Categorical values, such as customer segments or product categories, must be converted to numerical format. Feature encoding techniques like one-hot encoding or label encoding can be used to transform these categorical variables into a numeric form that can be fed into machine learning algorithms, though they will still need to be designated and treated as categorical variables for modeling purposes.

Feature Engineering:

Feature engineering involves creating new features or modifying existing ones to improve the model's performance. This could include polynomial features, interaction terms, or domain-specific transformations.


7. Feature Selection:

Selecting the most relevant features helps in reducing model complexity and improving performance. Techniques like correlation analysis, mutual information, and feature importance from models are commonly used.

5. Data Splitting:

The last step in preparing your data for machine learning is splitting it into different sets: training, validation, and test sets.

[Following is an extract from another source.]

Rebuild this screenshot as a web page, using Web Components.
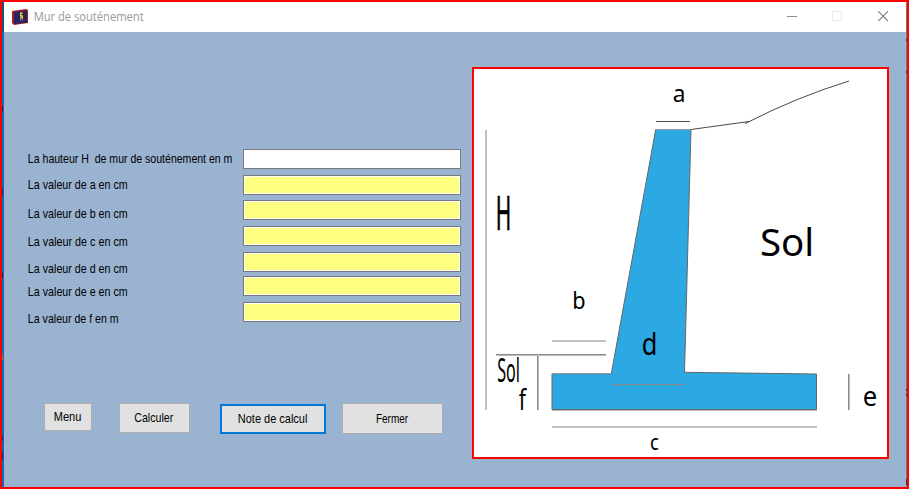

Correctly splitting your data ensures your machine learning model can generalize well to new data, making your marketing data more reliable and actionable.

A common practice is using a 70-30 or 80-20 ratio for training and test sets. The training set is used to train the model, and the test set is used to evaluate it. Some also use a validation set, a subset of the training set, or a separate set to fine-tune model parameters.


Data preparation is a critical step in the machine learning pipeline. By following these steps—data collection, understanding, cleaning, transformation, splitting, feature engineering, and selection—you ensure that your data is in the best possible shape for building robust and accurate models. Properly prepared data paves the way for more effective machine learning, leading to insights and predictions that are both reliable and actionable.

Happy data prepping and good luck with your machine learning journey!